Copy out each line exactly; pictures stay out of the copy.

--- Start Source excerpt ---

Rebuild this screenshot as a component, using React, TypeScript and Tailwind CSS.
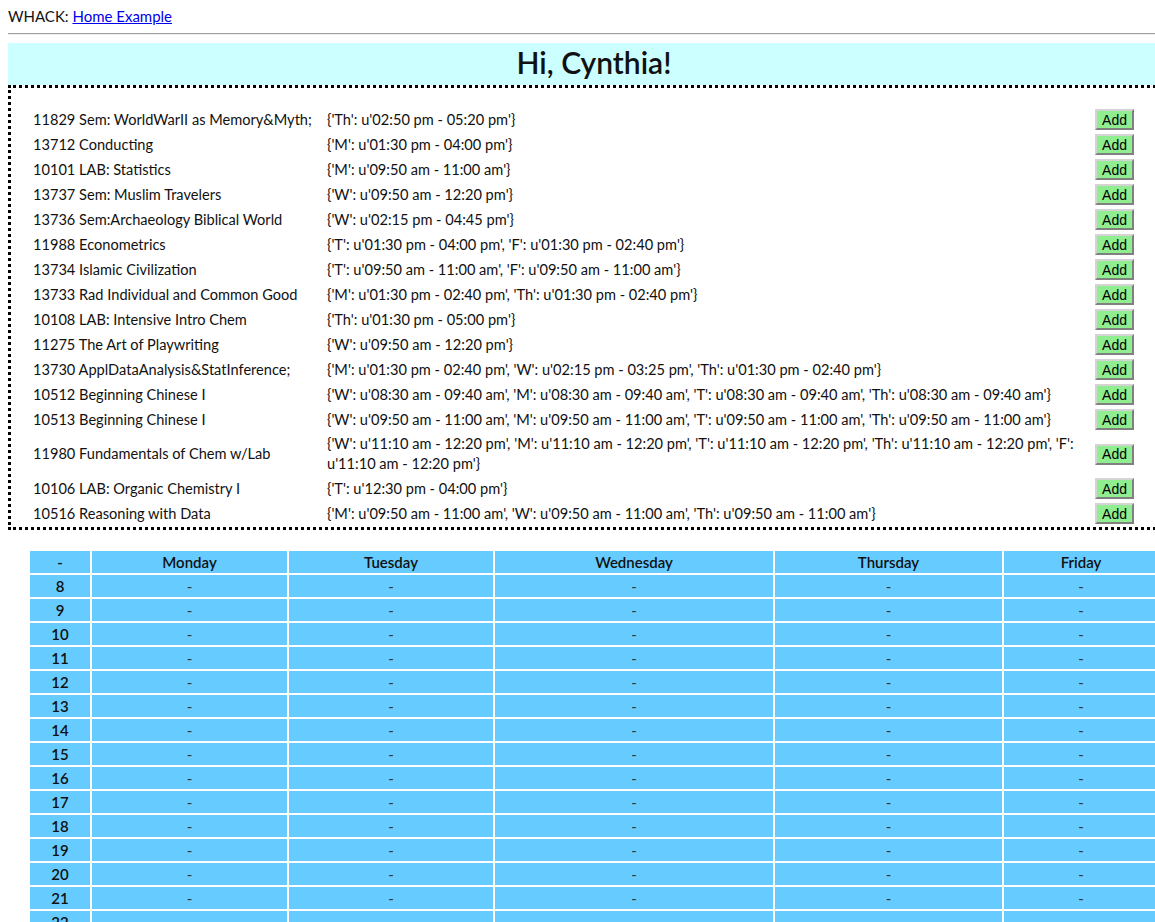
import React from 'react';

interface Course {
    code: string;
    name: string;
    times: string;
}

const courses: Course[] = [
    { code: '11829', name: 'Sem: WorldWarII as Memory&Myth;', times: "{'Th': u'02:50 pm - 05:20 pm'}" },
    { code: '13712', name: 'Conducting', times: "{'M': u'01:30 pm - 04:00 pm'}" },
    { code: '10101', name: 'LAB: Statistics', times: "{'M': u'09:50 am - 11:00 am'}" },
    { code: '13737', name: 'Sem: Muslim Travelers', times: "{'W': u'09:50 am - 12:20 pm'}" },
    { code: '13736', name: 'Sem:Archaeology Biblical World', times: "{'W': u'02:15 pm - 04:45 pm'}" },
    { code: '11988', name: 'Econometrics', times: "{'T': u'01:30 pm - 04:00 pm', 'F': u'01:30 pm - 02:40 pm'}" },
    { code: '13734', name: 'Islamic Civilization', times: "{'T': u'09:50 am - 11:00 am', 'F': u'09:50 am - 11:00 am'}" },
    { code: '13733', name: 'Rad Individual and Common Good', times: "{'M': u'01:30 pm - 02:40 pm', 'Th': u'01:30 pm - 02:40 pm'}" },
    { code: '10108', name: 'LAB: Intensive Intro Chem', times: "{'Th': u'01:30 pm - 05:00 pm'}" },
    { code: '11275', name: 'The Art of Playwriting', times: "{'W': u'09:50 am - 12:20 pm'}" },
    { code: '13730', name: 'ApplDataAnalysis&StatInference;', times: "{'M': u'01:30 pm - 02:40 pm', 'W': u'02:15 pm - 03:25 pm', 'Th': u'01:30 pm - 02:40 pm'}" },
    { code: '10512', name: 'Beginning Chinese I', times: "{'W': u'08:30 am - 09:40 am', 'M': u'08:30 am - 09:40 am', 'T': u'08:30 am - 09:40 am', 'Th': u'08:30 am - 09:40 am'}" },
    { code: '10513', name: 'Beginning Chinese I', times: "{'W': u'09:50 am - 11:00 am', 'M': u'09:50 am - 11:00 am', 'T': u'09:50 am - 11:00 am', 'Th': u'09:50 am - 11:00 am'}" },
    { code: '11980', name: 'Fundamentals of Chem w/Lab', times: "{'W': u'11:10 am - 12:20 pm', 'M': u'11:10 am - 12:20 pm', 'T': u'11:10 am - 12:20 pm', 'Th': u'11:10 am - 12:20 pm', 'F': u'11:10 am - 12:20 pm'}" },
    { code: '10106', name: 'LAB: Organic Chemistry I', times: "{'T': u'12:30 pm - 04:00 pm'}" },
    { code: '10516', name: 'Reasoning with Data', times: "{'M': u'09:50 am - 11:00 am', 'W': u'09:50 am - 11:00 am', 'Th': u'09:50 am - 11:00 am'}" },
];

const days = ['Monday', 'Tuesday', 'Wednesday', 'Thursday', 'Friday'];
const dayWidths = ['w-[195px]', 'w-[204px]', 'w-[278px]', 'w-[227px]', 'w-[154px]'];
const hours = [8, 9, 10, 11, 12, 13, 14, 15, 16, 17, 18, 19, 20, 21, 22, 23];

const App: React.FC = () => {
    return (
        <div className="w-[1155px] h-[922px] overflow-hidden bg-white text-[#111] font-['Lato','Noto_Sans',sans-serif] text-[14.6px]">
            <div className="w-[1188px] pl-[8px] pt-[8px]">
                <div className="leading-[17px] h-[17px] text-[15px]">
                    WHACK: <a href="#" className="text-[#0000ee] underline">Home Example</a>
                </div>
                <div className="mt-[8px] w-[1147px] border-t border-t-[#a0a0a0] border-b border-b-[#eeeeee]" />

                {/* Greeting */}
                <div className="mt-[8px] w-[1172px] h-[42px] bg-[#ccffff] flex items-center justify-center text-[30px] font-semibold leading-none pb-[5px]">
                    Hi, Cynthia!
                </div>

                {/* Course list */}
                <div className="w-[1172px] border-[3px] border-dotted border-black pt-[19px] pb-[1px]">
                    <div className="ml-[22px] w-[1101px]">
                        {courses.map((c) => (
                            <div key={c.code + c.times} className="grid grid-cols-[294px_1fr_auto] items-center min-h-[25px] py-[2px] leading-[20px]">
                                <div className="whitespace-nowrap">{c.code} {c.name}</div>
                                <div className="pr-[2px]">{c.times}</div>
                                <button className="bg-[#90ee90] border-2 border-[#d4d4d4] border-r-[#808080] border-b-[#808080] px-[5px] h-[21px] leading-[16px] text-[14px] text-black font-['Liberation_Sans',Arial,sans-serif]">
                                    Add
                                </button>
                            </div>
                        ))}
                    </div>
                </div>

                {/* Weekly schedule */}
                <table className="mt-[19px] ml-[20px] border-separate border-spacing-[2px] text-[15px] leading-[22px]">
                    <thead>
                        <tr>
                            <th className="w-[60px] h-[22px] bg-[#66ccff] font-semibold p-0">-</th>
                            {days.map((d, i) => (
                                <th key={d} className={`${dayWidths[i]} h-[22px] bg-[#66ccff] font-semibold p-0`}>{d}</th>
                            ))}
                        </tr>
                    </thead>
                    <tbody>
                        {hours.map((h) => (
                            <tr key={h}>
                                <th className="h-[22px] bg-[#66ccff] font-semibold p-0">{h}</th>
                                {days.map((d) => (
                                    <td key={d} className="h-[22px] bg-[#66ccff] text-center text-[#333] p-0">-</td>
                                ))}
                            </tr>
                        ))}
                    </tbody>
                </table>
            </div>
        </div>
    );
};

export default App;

--- End Source excerpt ---

→ Exercise answer:
Rebuild this screenshot as a component, using React, TypeScript and Tailwind CSS.
import React from 'react';

interface Course {
    code: string;
    name: string;
    times: string;
}

const courses: Course[] = [
    { code: '11829', name: 'Sem: WorldWarII as Memory&Myth;', times: "{'Th': u'02:50 pm - 05:20 pm'}" },
    { code: '13712', name: 'Conducting', times: "{'M': u'01:30 pm - 04:00 pm'}" },
    { code: '10101', name: 'LAB: Statistics', times: "{'M': u'09:50 am - 11:00 am'}" },
    { code: '13737', name: 'Sem: Muslim Travelers', times: "{'W': u'09:50 am - 12:20 pm'}" },
    { code: '13736', name: 'Sem:Archaeology Biblical World', times: "{'W': u'02:15 pm - 04:45 pm'}" },
    { code: '11988', name: 'Econometrics', times: "{'T': u'01:30 pm - 04:00 pm', 'F': u'01:30 pm - 02:40 pm'}" },
    { code: '13734', name: 'Islamic Civilization', times: "{'T': u'09:50 am - 11:00 am', 'F': u'09:50 am - 11:00 am'}" },
    { code: '13733', name: 'Rad Individual and Common Good', times: "{'M': u'01:30 pm - 02:40 pm', 'Th': u'01:30 pm - 02:40 pm'}" },
    { code: '10108', name: 'LAB: Intensive Intro Chem', times: "{'Th': u'01:30 pm - 05:00 pm'}" },
    { code: '11275', name: 'The Art of Playwriting', times: "{'W': u'09:50 am - 12:20 pm'}" },
    { code: '13730', name: 'ApplDataAnalysis&StatInference;', times: "{'M': u'01:30 pm - 02:40 pm', 'W': u'02:15 pm - 03:25 pm', 'Th': u'01:30 pm - 02:40 pm'}" },
    { code: '10512', name: 'Beginning Chinese I', times: "{'W': u'08:30 am - 09:40 am', 'M': u'08:30 am - 09:40 am', 'T': u'08:30 am - 09:40 am', 'Th': u'08:30 am - 09:40 am'}" },
    { code: '10513', name: 'Beginning Chinese I', times: "{'W': u'09:50 am - 11:00 am', 'M': u'09:50 am - 11:00 am', 'T': u'09:50 am - 11:00 am', 'Th': u'09:50 am - 11:00 am'}" },
    { code: '11980', name: 'Fundamentals of Chem w/Lab', times: "{'W': u'11:10 am - 12:20 pm', 'M': u'11:10 am - 12:20 pm', 'T': u'11:10 am - 12:20 pm', 'Th': u'11:10 am - 12:20 pm', 'F': u'11:10 am - 12:20 pm'}" },
    { code: '10106', name: 'LAB: Organic Chemistry I', times: "{'T': u'12:30 pm - 04:00 pm'}" },
    { code: '10516', name: 'Reasoning with Data', times: "{'M': u'09:50 am - 11:00 am', 'W': u'09:50 am - 11:00 am', 'Th': u'09:50 am - 11:00 am'}" },
];

const days = ['Monday', 'Tuesday', 'Wednesday', 'Thursday', 'Friday'];
const dayWidths = ['w-[195px]', 'w-[204px]', 'w-[278px]', 'w-[227px]', 'w-[154px]'];
const hours = [8, 9, 10, 11, 12, 13, 14, 15, 16, 17, 18, 19, 20, 21, 22, 23];

const App: React.FC = () => {
    return (
        <div className="w-[1155px] h-[922px] overflow-hidden bg-white text-[#111] font-['Lato','Noto_Sans',sans-serif] text-[14.6px]">
            <div className="w-[1188px] pl-[8px] pt-[8px]">
                <div className="leading-[17px] h-[17px] text-[15px]">
                    WHACK: <a href="#" className="text-[#0000ee] underline">Home Example</a>
                </div>
                <div className="mt-[8px] w-[1147px] border-t border-t-[#a0a0a0] border-b border-b-[#eeeeee]" />

                {/* Greeting */}
                <div className="mt-[8px] w-[1172px] h-[42px] bg-[#ccffff] flex items-center justify-center text-[30px] font-semibold leading-none pb-[5px]">
                    Hi, Cynthia!
                </div>

                {/* Course list */}
                <div className="w-[1172px] border-[3px] border-dotted border-black pt-[19px] pb-[1px]">
                    <div className="ml-[22px] w-[1101px]">
                        {courses.map((c) => (
                            <div key={c.code + c.times} className="grid grid-cols-[294px_1fr_auto] items-center min-h-[25px] py-[2px] leading-[20px]">
                                <div className="whitespace-nowrap">{c.code} {c.name}</div>
                                <div className="pr-[2px]">{c.times}</div>
                                <button className="bg-[#90ee90] border-2 border-[#d4d4d4] border-r-[#808080] border-b-[#808080] px-[5px] h-[21px] leading-[16px] text-[14px] text-black font-['Liberation_Sans',Arial,sans-serif]">
                                    Add
                                </button>
                            </div>
                        ))}
                    </div>
                </div>

                {/* Weekly schedule */}
                <table className="mt-[19px] ml-[20px] border-separate border-spacing-[2px] text-[15px] leading-[22px]">
                    <thead>
                        <tr>
                            <th className="w-[60px] h-[22px] bg-[#66ccff] font-semibold p-0">-</th>
                            {days.map((d, i) => (
                                <th key={d} className={`${dayWidths[i]} h-[22px] bg-[#66ccff] font-semibold p-0`}>{d}</th>
                            ))}
                        </tr>
                    </thead>
                    <tbody>
                        {hours.map((h) => (
                            <tr key={h}>
                                <th className="h-[22px] bg-[#66ccff] font-semibold p-0">{h}</th>
                                {days.map((d) => (
                                    <td key={d} className="h-[22px] bg-[#66ccff] text-center text-[#333] p-0">-</td>
                                ))}
                            </tr>
                        ))}
                    </tbody>
                </table>
            </div>
        </div>
    );
};

export default App;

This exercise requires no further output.